John R. Hoffman is a Professor of Biology, public speaker and a scientist examining the recovery of the nervous system after injury. Since 2006 he has written several unpublished manuscripts and he is currently working on the first Nathaniel Smythe novel and short story collection. He spends his spare time with his family and running.

About

John Arcadia headshot 2009John R. Hoffman is an amateur novelist, professional biologist, speaker, and higher education consultant.

Since 2006, John has been actively participating in the National Novel Writing Month (NaNoWriMo) challenge of writing a 50,000 word fiction manuscript within 30 days in November.  He successfully met the challenge in 2006 (A Priest, a Rabbi, an Imam, and a Scientist walk into a Bar), 2007 (H5N1), and 2009 (Wildtype).

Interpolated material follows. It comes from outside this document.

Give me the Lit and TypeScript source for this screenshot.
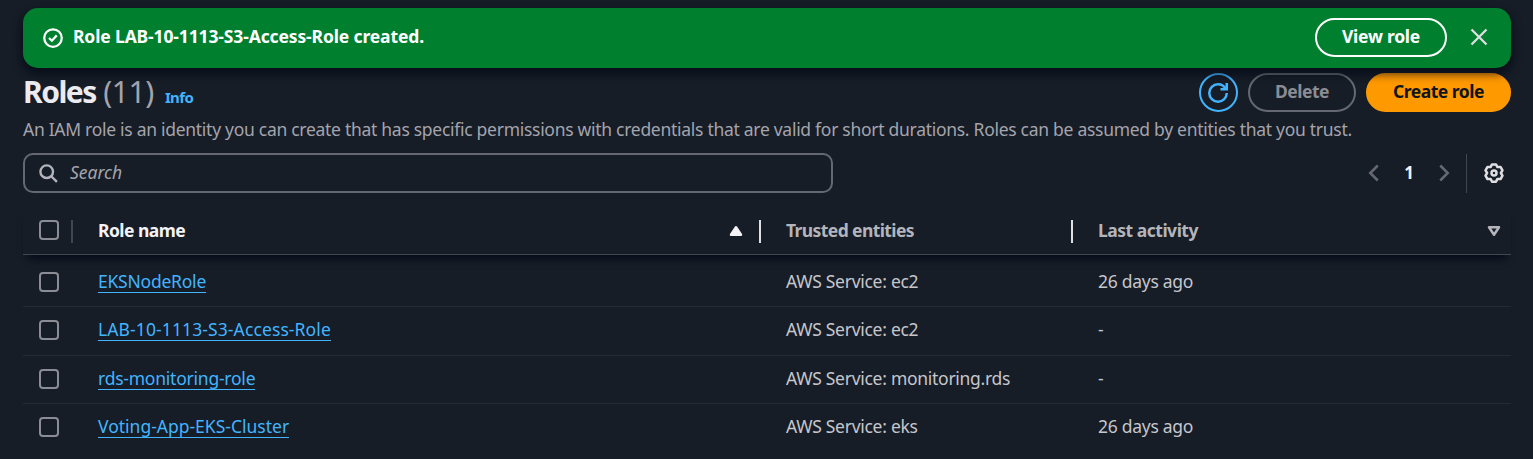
import { LitElement, html, css, svg } from "lit";
import { customElement, property } from "lit/decorators.js";
import { classMap } from "lit/directives/class-map.js";

interface Role {
  name: string;
  tracking: string;
  trusted: string;
  activity: string;
}

const ROLES: Role[] = [
  { name: "EKSNodeRole", tracking: "tight", trusted: "AWS Service: ec2", activity: "26 days ago" },
  { name: "LAB-10-1113-S3-Access-Role", tracking: "wide", trusted: "AWS Service: ec2", activity: "-" },
  { name: "rds-monitoring-role", tracking: "tight", trusted: "AWS Service: monitoring.rds", activity: "-" },
  { name: "Voting-App-EKS-Cluster", tracking: "plain", trusted: "AWS Service: eks", activity: "26 days ago" },
];

const SHAPES: Record<string, unknown> = {
  check: svg`<circle cx="8" cy="8" r="7"/><path d="m4.8 8 2.3 2.2 3.9-4.3"/>`,
  close: svg`<path d="m2 2 12 12M14 2 2 14"/>`,
  refresh: svg`<path d="M15 8c0 3.87-3.13 7-7 7s-7-3.13-7-7 3.13-7 7-7c2.79 0 5.2 1.63 6.33 4"/><path d="M10 5h5V0"/>`,
  search: svg`<circle cx="6.5" cy="6.5" r="5.3"/><path d="m10.3 10.3 4.8 4.8"/>`,
  prev: svg`<path d="M11 2 5 8l6 6"/>`,
  next: svg`<path d="m5 2 6 6-6 6"/>`,
  settings: svg`<path d="M6.4 1.1h3.2l1.15 2.14 2.45-.09 1.6 2.75L13.5 8l1.3 2.1-1.6 2.75-2.45-.09L9.6 14.9H6.4l-1.15-2.14-2.45.09-1.6-2.75L2.5 8 1.2 5.9l1.6-2.75 2.45.09Z"/><circle cx="8" cy="8" r="2"/>`,
  asc: svg`<path class="solid" d="m8 5 4 6H4Z"/>`,
  sort: svg`<path d="M4 5h8l-4 6Z"/>`,
};

@customElement("ui-icon")
export class UiIcon extends LitElement {
  static styles = css`
    :host { display: inline-flex; width: 20px; height: 20px; flex: none; }
    svg { width: 100%; height: 100%; fill: none; stroke: currentColor; stroke-width: 2; overflow: visible; }
    .fine { stroke-width: 1.8; }
    .round { stroke-linejoin: round; }
    .solid { fill: currentColor; }
  `;
  @property() name = "check";
  render() {
    return html`<svg viewBox="0 0 16 16" aria-hidden="true" class=${classMap({
      fine: ["check", "close"].includes(this.name),
      round: ["settings", "asc", "sort"].includes(this.name),
    })}>${SHAPES[this.name]}</svg>`;
  }
}

@customElement("app-root")
export class AppRoot extends LitElement {
  static styles = css`
    :host {
      display: block; box-sizing: border-box; height: 459px; overflow: hidden;
      padding: 8px 22px 0 23px; background: #161d26; color: #c6c6cd;
      font: 400 17.5px/27.5px "Noto Sans", "Open Sans", sans-serif;
    }
    * { box-sizing: border-box; }
    .banner {
      position: relative; z-index: 1; display: flex; align-items: center; height: 60px;
      padding: 0 22px 0 20px; border-radius: 15px; background: #00802f; color: #fff;
      font-weight: 700; box-shadow: 0 5px 10px 1px rgba(0, 7, 22, 0.7);
    }
    .message { flex: 1; padding: 0 0 2px 10px; letter-spacing: -0.13px; }
    .btn {
      height: 39px; display: flex; align-items: center; justify-content: center; padding: 0 0 1px;
      border: 2px solid; border-radius: 20px; background: none; color: inherit;
      font: inherit; font-weight: 700; letter-spacing: -0.48px;
    }
    .view { width: 132px; margin: 0 22px 1px 0; letter-spacing: -0.25px; }
    .dismiss { color: #dedee3; margin-bottom: 2px; }
    .head { display: flex; align-items: center; height: 39px; margin-top: 5px; }
    h1 { flex: 1; margin: 0; padding-top: 4px; font-size: 30px; line-height: 38px; letter-spacing: -1.5px; color: #ebebf0; white-space: nowrap; }
    .count { font-weight: 400; color: #a4a4ad; margin-left: 1px; letter-spacing: -0.4px; }
    .info { margin-left: 11px; font-size: 15px; letter-spacing: -0.6px; color: #42b4ff; }
    .actions { display: flex; gap: 10px; }
    .reload { width: 39px; padding: 0 1px 0 0; color: #42b4ff; }
    .delete { width: 108px; border-color: #656871; color: #8c8c94; }
    .create { width: 145px; border-color: #ff9900; background: #ff9900; color: #0f141a; }
    .about { margin: 4px 0 9.5px; letter-spacing: -0.284px; color: #a4a4ad; white-space: nowrap; }
    .tools { display: flex; justify-content: space-between; height: 40px; }
    .search {
      width: 810px; display: flex; align-items: center; gap: 12px; padding-left: 14px;
      border: 2px solid #656871; border-radius: 10px; color: #b4b4bb;
    }
    .placeholder { font-style: italic; letter-spacing: 0; color: #a4a4ad; }
    .search ui-icon { width: 19px; height: 19px; }
    .pages { display: flex; align-items: center; color: #656871; padding-right: 7px; }
    .page { width: 50px; text-align: center; color: #f3f3f7; font-weight: 700; font-size: 17px; }
    .split { width: 1px; height: 39px; margin: 0 17px 0 12px; background: #424650; }
    .prefs { color: #dedee3; }
    .grid { display: grid; grid-template-columns: 50px 688px 312px 438px; align-items: center; }
    .columns {
      position: relative; height: 50px; margin-top: 12px; padding-top: 3px; margin-bottom: 3.5px;
      border-bottom: 1px solid #424650; font-weight: 700; color: #b4b4bb;
      background: #161d26; box-shadow: 0 8px 8px -5px rgba(0, 7, 22, 0.9);
    }
    .cell { padding-left: 25px; }
    .col { display: flex; align-items: center; justify-content: space-between; height: 23px; padding: 0 14px 0 25px; border-right: 2px solid #dedee3; }
    .col ui-icon { width: 20px; height: 20px; }
    .pick { height: 23px; display: flex; align-items: flex-start; padding-left: 16px; }
    .columns .pick { border-right: 2px solid #424650; }
    .active { color: #f3f3f7; padding-right: 13px; letter-spacing: -0.55px; }
    .trusted { letter-spacing: -0.6px; }
    .last { border: 0; padding-right: 7px; letter-spacing: -0.49px; }
    .box { width: 20px; height: 20px; border: 2px solid #8c8c94; border-radius: 4px; }
    .row { height: 48.5px; padding-bottom: 1.4px; border-bottom: 1px solid #232b37; letter-spacing: -0.28px; }
    .row:last-child { border: 0; padding-bottom: 2.4px; }
    .row .pick { height: 20px; }
    a { display: inline-block; line-height: 22px; height: 23px; border-bottom: 1.25px solid #42b4ff; color: #42b4ff; text-decoration: none; }
    .tight { letter-spacing: -0.23px; }
    .wide { letter-spacing: 0.11px; }
    .plain { letter-spacing: 0; }
  `;

  private row(role: Role) {
    return html`<div class="grid row">
      <div class="pick"><span class="box"></span></div>
      <div class="cell"><a class=${role.tracking}>${role.name}</a></div>
      <div class="cell">${role.trusted}</div>
      <div class="cell">${role.activity}</div>
    </div>`;
  }

  render() {
    return html`
      <div class="banner">
        <ui-icon name="check"></ui-icon>
        <span class="message">Role LAB-10-1113-S3-Access-Role created.</span>
        <button class="btn view">View role</button>
        <ui-icon class="dismiss" name="close"></ui-icon>
      </div>
      <header class="head">
        <h1>Roles <span class="count">(11)</span><span class="info">Info</span></h1>
        <div class="actions">
          <button class="btn reload"><ui-icon name="refresh"></ui-icon></button>
          <button class="btn delete">Delete</button>
          <button class="btn create">Create role</button>
        </div>
      </header>
      <p class="about">An IAM role is an identity you can create that has specific permissions with credentials that are valid for short durations. Roles can be assumed by entities that you trust.</p>
      <div class="tools">
        <div class="search"><ui-icon name="search"></ui-icon><span class="placeholder">Search</span></div>
        <div class="pages">
          <ui-icon name="prev"></ui-icon><span class="page">1</span><ui-icon name="next"></ui-icon>
          <span class="split"></span><ui-icon class="prefs" name="settings"></ui-icon>
        </div>
      </div>
      <div class="grid columns">
        <div class="pick"><span class="box"></span></div>
        <div class="col active">Role name<ui-icon name="asc"></ui-icon></div>
        <div class="col trusted">Trusted entities</div>
        <div class="col last">Last activity<ui-icon name="sort"></ui-icon></div>
      </div>
      ${ROLES.map((role) => this.row(role))}
    `;
  }
}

John is the founding dean of the College of Business, Health & Sciences. He continues to serve as Dean of Graduate Studies, and was previously the Associate Dean for Research, Scholarly, and Creative Activities.

John received his B.S. in Biology from the Lyman Briggs School at Michigan State University in 1987, and a Ph.D. in Developmental Neurobiology from the University of Michigan in 1992. He trained at the Medical College of Pennsylvania (now Drexel University School of Medicine). He is a member of the Society for Neuroscience and the Faculty for Undergraduate Neuroscience. John is as past-president of the Philadelphia area chapter of the Society for Neuroscience and served a three-year term on the Society for Neuroscience’s national Committee For Neuroscience Literacy.

John was a faculty member in the Department of Biology at Arcadia University from 1995 until 2008, chairing the department from 2001–2005, 2006–2007. During that time he taught in the General Biology sequence, Research Methods in Biology, and upper-level courses in Neurobiology, Histology, and senior seminar. He continues to teach a University Seminar on Scientific Ethics. In 2001, Dr. Hoffman received a Lindback Foundation Award for Distinguished Teaching.

Since 1995, he has mentored 63 Arcadia undergraduate students in the completion of empirical research-based senior thesis projects. The significance of the student accomplishments is illustrated by the fact that Arcadia University students have been co-authors on 15 presentations at national or international meetings and seven peer-reviewed journals. John continues to promote university-wide opportunities for faculty and faculty-student research, scholarly, and creative activities.